╭─ EXTRACTED INFORMATION

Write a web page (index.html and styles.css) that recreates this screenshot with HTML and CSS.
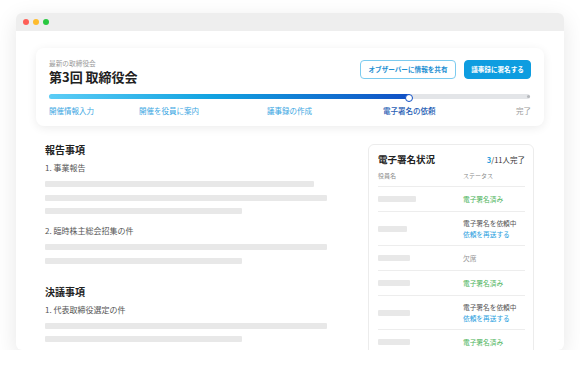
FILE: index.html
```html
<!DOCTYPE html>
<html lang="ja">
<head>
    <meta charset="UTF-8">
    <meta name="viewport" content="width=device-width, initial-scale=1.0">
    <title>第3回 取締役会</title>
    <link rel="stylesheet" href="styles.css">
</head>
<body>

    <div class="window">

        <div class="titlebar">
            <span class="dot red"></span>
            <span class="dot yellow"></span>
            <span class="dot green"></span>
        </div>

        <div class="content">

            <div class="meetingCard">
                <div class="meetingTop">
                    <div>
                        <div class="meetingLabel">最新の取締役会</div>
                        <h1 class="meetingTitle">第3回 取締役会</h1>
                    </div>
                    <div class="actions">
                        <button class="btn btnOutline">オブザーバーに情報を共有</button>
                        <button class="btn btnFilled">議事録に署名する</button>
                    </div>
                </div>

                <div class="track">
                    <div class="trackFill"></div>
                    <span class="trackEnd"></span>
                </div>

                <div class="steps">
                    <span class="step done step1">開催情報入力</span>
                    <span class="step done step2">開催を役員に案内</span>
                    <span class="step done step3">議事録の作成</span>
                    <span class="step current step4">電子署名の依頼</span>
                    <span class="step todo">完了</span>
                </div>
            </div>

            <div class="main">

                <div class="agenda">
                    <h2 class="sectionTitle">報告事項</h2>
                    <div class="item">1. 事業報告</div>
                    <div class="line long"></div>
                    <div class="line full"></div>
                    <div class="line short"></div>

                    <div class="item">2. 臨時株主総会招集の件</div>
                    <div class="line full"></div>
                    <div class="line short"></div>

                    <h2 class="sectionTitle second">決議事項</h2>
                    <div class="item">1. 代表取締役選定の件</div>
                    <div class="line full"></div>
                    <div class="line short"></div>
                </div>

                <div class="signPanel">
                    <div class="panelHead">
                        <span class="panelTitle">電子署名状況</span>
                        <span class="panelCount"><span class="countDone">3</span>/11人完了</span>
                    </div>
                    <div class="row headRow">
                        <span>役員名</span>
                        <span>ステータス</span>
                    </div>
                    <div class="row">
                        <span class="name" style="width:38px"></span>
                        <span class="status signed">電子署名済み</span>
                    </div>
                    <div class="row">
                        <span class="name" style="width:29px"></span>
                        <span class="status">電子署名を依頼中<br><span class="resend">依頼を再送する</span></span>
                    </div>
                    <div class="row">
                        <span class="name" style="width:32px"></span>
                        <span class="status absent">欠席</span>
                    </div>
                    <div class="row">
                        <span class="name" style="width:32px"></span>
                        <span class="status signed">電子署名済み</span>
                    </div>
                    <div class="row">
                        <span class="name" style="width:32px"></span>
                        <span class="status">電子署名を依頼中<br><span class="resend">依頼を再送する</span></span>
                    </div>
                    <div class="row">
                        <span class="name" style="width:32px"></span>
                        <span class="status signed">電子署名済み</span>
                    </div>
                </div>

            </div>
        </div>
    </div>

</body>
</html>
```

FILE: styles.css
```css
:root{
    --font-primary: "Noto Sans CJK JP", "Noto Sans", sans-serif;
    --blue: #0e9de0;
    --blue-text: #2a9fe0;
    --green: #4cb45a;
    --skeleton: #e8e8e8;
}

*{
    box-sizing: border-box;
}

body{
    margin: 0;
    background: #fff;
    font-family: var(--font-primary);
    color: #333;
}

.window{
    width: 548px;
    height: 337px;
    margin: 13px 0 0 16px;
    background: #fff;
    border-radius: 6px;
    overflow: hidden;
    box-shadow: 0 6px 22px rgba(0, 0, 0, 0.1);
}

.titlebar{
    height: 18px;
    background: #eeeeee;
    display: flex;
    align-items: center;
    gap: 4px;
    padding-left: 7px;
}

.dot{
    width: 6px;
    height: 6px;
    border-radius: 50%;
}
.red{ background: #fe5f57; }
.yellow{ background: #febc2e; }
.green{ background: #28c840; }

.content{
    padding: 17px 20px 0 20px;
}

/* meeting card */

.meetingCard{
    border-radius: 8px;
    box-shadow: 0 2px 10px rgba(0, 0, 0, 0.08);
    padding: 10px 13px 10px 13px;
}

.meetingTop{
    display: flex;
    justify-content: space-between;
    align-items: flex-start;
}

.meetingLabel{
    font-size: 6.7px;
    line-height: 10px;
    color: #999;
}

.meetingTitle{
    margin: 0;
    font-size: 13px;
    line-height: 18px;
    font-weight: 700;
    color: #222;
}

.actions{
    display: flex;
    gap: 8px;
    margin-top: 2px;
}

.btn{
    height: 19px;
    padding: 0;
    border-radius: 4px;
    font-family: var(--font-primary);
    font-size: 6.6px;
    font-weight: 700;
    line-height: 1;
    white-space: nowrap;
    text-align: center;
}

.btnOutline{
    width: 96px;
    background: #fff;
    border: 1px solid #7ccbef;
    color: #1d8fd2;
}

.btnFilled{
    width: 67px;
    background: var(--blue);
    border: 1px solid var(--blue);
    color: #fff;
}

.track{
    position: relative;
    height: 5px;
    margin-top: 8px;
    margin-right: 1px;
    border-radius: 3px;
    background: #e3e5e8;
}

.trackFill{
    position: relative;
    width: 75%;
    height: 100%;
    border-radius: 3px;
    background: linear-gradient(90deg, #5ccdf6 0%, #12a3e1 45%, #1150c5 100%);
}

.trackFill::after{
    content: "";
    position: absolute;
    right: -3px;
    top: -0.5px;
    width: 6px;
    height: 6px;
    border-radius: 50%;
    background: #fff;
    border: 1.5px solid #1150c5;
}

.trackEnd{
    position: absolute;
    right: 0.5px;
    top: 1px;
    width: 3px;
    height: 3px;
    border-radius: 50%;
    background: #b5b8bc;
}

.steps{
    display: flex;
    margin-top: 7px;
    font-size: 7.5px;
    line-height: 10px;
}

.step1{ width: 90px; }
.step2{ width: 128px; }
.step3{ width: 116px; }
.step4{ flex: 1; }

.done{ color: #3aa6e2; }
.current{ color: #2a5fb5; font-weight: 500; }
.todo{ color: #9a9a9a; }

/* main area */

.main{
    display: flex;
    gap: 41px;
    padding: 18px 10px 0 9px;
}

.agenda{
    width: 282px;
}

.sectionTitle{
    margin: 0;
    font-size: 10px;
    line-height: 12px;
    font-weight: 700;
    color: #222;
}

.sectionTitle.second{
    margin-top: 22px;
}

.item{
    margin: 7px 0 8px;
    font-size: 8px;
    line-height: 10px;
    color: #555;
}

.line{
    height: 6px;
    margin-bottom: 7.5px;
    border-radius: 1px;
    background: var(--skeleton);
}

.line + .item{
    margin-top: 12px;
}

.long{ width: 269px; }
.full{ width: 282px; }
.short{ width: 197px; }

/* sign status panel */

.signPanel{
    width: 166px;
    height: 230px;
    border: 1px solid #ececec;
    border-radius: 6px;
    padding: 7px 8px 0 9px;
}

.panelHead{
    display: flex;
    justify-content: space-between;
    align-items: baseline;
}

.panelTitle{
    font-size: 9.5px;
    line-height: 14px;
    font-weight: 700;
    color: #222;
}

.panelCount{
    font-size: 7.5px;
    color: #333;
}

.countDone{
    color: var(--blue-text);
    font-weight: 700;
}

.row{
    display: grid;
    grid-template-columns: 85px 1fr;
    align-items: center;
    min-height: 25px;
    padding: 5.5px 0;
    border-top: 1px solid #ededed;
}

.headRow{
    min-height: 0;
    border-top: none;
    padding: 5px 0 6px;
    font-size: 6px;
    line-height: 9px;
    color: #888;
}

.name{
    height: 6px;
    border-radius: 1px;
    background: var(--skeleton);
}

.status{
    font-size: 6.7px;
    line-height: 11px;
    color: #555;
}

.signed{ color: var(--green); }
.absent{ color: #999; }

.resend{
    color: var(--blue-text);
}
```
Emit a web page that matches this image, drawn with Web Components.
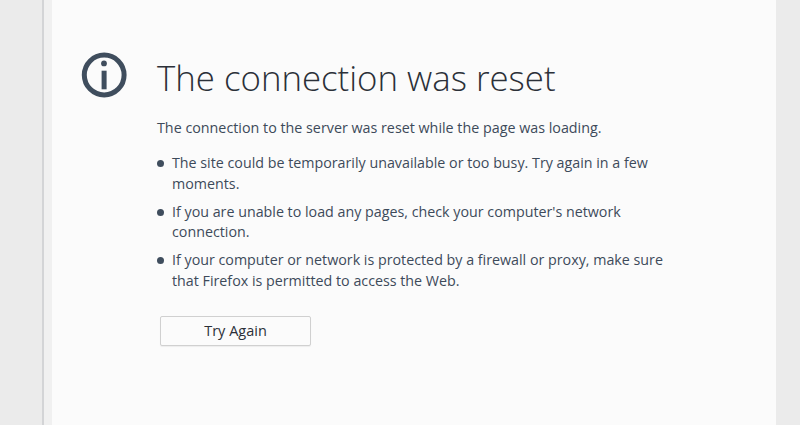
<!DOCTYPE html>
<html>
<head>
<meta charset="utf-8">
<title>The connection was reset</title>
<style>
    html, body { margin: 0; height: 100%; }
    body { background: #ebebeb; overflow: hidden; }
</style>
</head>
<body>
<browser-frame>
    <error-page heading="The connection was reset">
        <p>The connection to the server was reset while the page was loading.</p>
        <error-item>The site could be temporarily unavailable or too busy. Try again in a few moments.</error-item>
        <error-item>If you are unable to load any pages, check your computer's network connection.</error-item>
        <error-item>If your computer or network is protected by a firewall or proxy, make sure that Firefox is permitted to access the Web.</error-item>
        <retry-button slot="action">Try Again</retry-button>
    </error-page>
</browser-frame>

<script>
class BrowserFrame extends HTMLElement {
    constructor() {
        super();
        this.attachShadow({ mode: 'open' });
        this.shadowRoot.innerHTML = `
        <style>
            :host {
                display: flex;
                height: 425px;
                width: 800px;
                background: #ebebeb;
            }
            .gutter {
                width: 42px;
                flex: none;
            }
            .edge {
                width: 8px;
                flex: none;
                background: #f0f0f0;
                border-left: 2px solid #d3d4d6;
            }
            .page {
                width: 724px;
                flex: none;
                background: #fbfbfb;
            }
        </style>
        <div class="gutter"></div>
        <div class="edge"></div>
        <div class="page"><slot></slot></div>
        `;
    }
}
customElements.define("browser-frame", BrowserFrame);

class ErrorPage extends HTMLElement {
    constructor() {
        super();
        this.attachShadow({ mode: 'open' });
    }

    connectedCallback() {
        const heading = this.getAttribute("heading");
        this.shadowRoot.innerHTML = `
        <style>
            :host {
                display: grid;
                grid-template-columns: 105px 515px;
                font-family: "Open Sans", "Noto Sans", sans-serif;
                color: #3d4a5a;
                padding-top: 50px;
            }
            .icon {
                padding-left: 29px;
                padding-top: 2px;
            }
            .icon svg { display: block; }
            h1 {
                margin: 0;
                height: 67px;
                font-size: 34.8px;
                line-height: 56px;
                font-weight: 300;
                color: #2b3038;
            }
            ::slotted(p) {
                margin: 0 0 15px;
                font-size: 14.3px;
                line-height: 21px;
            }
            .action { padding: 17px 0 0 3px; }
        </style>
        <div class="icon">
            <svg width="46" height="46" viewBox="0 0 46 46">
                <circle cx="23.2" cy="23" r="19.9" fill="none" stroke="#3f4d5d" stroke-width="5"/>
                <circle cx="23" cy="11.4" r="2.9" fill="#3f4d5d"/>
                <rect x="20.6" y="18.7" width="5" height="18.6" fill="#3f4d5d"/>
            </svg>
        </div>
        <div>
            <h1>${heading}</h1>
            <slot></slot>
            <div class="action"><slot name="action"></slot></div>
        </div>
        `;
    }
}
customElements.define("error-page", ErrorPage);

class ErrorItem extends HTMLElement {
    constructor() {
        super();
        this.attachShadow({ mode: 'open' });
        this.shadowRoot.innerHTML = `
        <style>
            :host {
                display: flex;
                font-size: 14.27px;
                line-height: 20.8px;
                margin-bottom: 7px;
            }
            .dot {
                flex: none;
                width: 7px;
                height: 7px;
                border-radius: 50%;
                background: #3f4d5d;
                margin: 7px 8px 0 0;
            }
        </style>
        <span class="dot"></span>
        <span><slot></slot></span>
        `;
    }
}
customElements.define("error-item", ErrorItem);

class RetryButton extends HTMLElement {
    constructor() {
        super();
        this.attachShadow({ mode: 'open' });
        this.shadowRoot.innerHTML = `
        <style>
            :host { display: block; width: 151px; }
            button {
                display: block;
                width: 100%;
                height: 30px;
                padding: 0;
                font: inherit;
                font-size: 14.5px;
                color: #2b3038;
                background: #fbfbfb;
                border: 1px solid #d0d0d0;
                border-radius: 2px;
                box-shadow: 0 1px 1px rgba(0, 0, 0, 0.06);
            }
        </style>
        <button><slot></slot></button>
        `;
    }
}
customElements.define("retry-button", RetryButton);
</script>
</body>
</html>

╰─

*STATED EXERCISE:*
In the listing above, find the line with "Emit a web page" and the line with "</browser-frame>". Copy exactly those two and every line between, without the pictures.

*THE SOLUTION:*
Emit a web page that matches this image, drawn with Web Components.
<!DOCTYPE html>
<html>
<head>
<meta charset="utf-8">
<title>The connection was reset</title>
<style>
    html, body { margin: 0; height: 100%; }
    body { background: #ebebeb; overflow: hidden; }
</style>
</head>
<body>
<browser-frame>
    <error-page heading="The connection was reset">
        <p>The connection to the server was reset while the page was loading.</p>
        <error-item>The site could be temporarily unavailable or too busy. Try again in a few moments.</error-item>
        <error-item>If you are unable to load any pages, check your computer's network connection.</error-item>
        <error-item>If your computer or network is protected by a firewall or proxy, make sure that Firefox is permitted to access the Web.</error-item>
        <retry-button slot="action">Try Again</retry-button>
    </error-page>
</browser-frame>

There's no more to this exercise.